The passage of the EB-5 Reform and Integrity Act of 2022 (the “Act”) has created some interesting and complicated hurdles for EB-5 Issuers looking to finish pre-Act EB-5 offerings. Setting aside much of the confusion associated with the status of regional centers under USCIS’s interpretation of the Act, much of which is playing out in active litigation as of the date hereof, there remains much in the Act that requires policy guidance from USCIS (“Policy Guidance”).
In the absence of such Policy Guidance, the authors have worked on a number of pre-Act offerings wading through the disclosures necessary to ensure that the differing treatments and allocation of obligations are appropriately distributed and/or shifted between pre-Act and post-Act investors, regional centers, EB-5 issuers and if applicable, fund administrators. In connection with that, below is a list of considerations that should be taken into account when working on offerings that are being revamped following passage of the Act.
Factors to consider when revamping EB-5 offering
1. UPDATING OFFERING: The EB-5 Issuer should consider amending and restating the pre-existing Offering documents to restate all previously disclosed information with detailed and appropriate updates.
2. MULTIPLE CLASSES: The EB-5 Issuer should consider creating more than one class of EB-5 investors. The structure chart in this article details the complexity associated with an offering that has gone through multiple cycles of investor classes. Prior to Nov. 21, 2019, it raised EB-5 capital from investors at $500,000 a subscription. Between Nov. 21, 2019 and June 21, 2021, it raised EB-5 capital from investors at $900,000 a subscription as a result of the passage of the DHS regulations (“DHS Regulations”). Between June 30, 2021 and March 15, 2022, it spun off a separate new commercial enterprise from the job creating entity, and raised direct EB-5 investors at $500,000 a subscription. Post enactment of the Act, it is now raising EB-5 capital at $800,000 an investor. One can imagine just how complicated the offering documents and related operating agreement gets with so many different considerations.
3. RECOGNITION OF FEES: The amendment, to the offering documents, must include a supplement to the Subscription Agreement that requires the subscriber to acknowledge all affiliated party compensation, including the payment of administrative fees and allocable interest/preferred return payments payable on account of the loan or equity funding.

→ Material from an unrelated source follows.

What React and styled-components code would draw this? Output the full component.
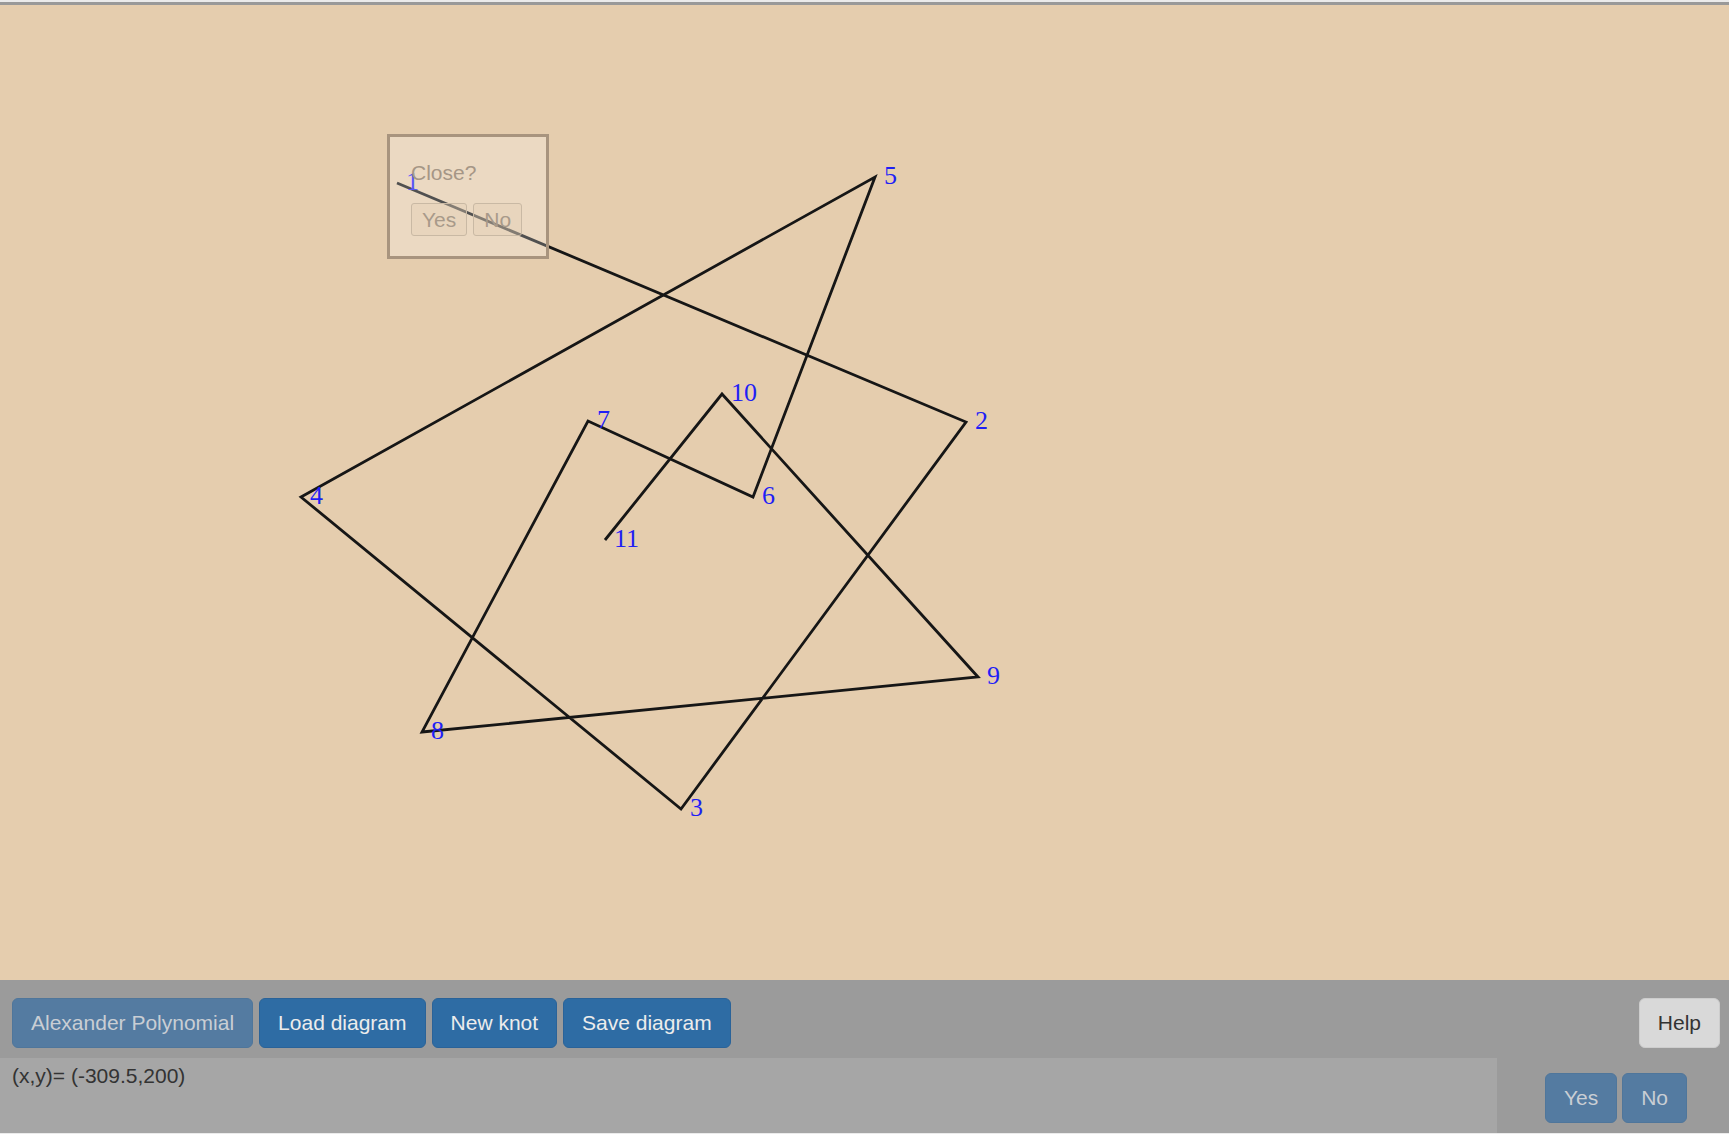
import React from 'react'
import styled, { createGlobalStyle } from 'styled-components'

const GlobalStyle = createGlobalStyle`
  html, body {
    margin: 0;
    padding: 0;
    background: #ebebeb;
    font-family: "Liberation Sans", Arial, sans-serif;
  }
  * { box-sizing: border-box; }
`

// vertices of the knot, in canvas coordinates (canvas starts 5px below page top)
const points = [
  [397, 178],
  [966, 417],
  [681, 804],
  [301, 492],
  [875, 172],
  [753, 492],
  [588, 416],
  [422, 727],
  [978, 672],
  [722, 389],
  [605, 535],
]

const Page = styled.div`
  width: 1729px;
  height: 1134px;
  padding-top: 2px;
  display: flex;
  flex-direction: column;
  overflow: hidden;
`

const Canvas = styled.div`
  position: relative;
  height: 978px;
  background: #e5cdae;
  border-top: 3px solid #999999;
`

const Drawing = styled.svg`
  display: block;
  width: 100%;
  height: 100%;
`

const Label = styled.text`
  font-family: "Liberation Serif", "Times New Roman", serif;
  font-size: 26px;
  fill: #1f1ff5;
`

const Dialog = styled.div`
  position: absolute;
  left: 387px;
  top: 129px;
  width: 162px;
  height: 125px;
  padding: 23px 0 0 21px;
  border: 3px solid #a8947e;
  background: rgba(255, 255, 255, 0.25);
`

const DialogText = styled.div`
  font-size: 21px;
  line-height: 25px;
  color: #a59686;
  margin-bottom: 18px;
`

const DialogButtons = styled.div`
  display: flex;
  gap: 6px;
`

const DialogButton = styled.button`
  font-family: "Liberation Sans", Arial, sans-serif;
  font-size: 21px;
  line-height: 23px;
  padding: 4px 10px;
  border: 1px solid #c9b9a4;
  border-radius: 3px;
  background: rgba(225, 205, 180, 0.35);
  color: #a89a8a;
`

const Panel = styled.div`
  flex: 1;
  background: #9b9b9b;
  display: flex;
  flex-direction: column;
  border-bottom: 1px solid #ebebeb;
`

const Toolbar = styled.div`
  height: 78px;
  padding: 18px 9px 0 12px;
  display: flex;
  align-items: flex-start;
  justify-content: space-between;
`

const Group = styled.div`
  display: flex;
  align-items: flex-start;
  gap: ${p => p.$gap || 6}px;
`

const Button = styled.button`
  font-family: "Liberation Sans", Arial, sans-serif;
  font-size: 21px;
  line-height: 26px;
  padding: 11px 18px;
  border-radius: 6px;
  border: 1px solid ${p => (p.$light ? '#cdcdcd' : p.$dim ? '#4f769b' : '#2a6399')};
  background: ${p => (p.$light ? '#d9d9d9' : p.$dim ? '#547ba1' : '#2e6ca4')};
  color: ${p => (p.$light ? '#333333' : p.$dim ? '#c9ced4' : '#ececec')};
  cursor: pointer;
`

const StatusRow = styled.div`
  flex: 1;
  display: flex;
`

const Coords = styled.div`
  width: 1497px;
  background: #a6a6a6;
  padding: 5px 12px 0;
  font-size: 21px;
  line-height: 25px;
  color: #333333;
`

const Confirm = styled.div`
  flex: 1;
  display: flex;
  align-items: flex-start;
  justify-content: flex-end;
  padding: 15px 42px 0 0;
`

export default function App() {
  return (
    <Page>
      <GlobalStyle />
      <Canvas>
        <Drawing>
          <polyline
            points={points.map(p => p.join(',')).join(' ')}
            fill="none"
            stroke="#161616"
            strokeWidth="2.8"
            strokeLinejoin="miter"
          />
          {points.map(([x, y], i) => (
            <Label key={i} x={x + 9} y={y + 7}>
              {i + 1}
            </Label>
          ))}
        </Drawing>
        <Dialog>
          <DialogText>Close?</DialogText>
          <DialogButtons>
            <DialogButton>Yes</DialogButton>
            <DialogButton>No</DialogButton>
          </DialogButtons>
        </Dialog>
      </Canvas>
      <Panel>
        <Toolbar>
          <Group>
            <Button $dim>Alexander Polynomial</Button>
            <Button>Load diagram</Button>
            <Button>New knot</Button>
            <Button>Save diagram</Button>
          </Group>
          <Button $light>Help</Button>
        </Toolbar>
        <StatusRow>
          <Coords>(x,y)= (-309.5,200)</Coords>
          <Confirm>
            <Group $gap={5}>
              <Button $dim>Yes</Button>
              <Button $dim>No</Button>
            </Group>
          </Confirm>
        </StatusRow>
      </Panel>
    </Page>
  )
}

4. NEW AMOUNT: The Operating Agreement would also need to be amended to provide for a new class of EB-5 investors who will invest either $800,000 or $1,050,000 as compared to the prior subscription amounts that would have been $500,000 and/or $900,000.
5. DISCLOSURE: The amendment and restatement of the Offering documents would incorporate the relevant provisions of the Act and the published rules and regulations. The disclosures would also need to explain the existing backdrop of interpretation and relevant litigation.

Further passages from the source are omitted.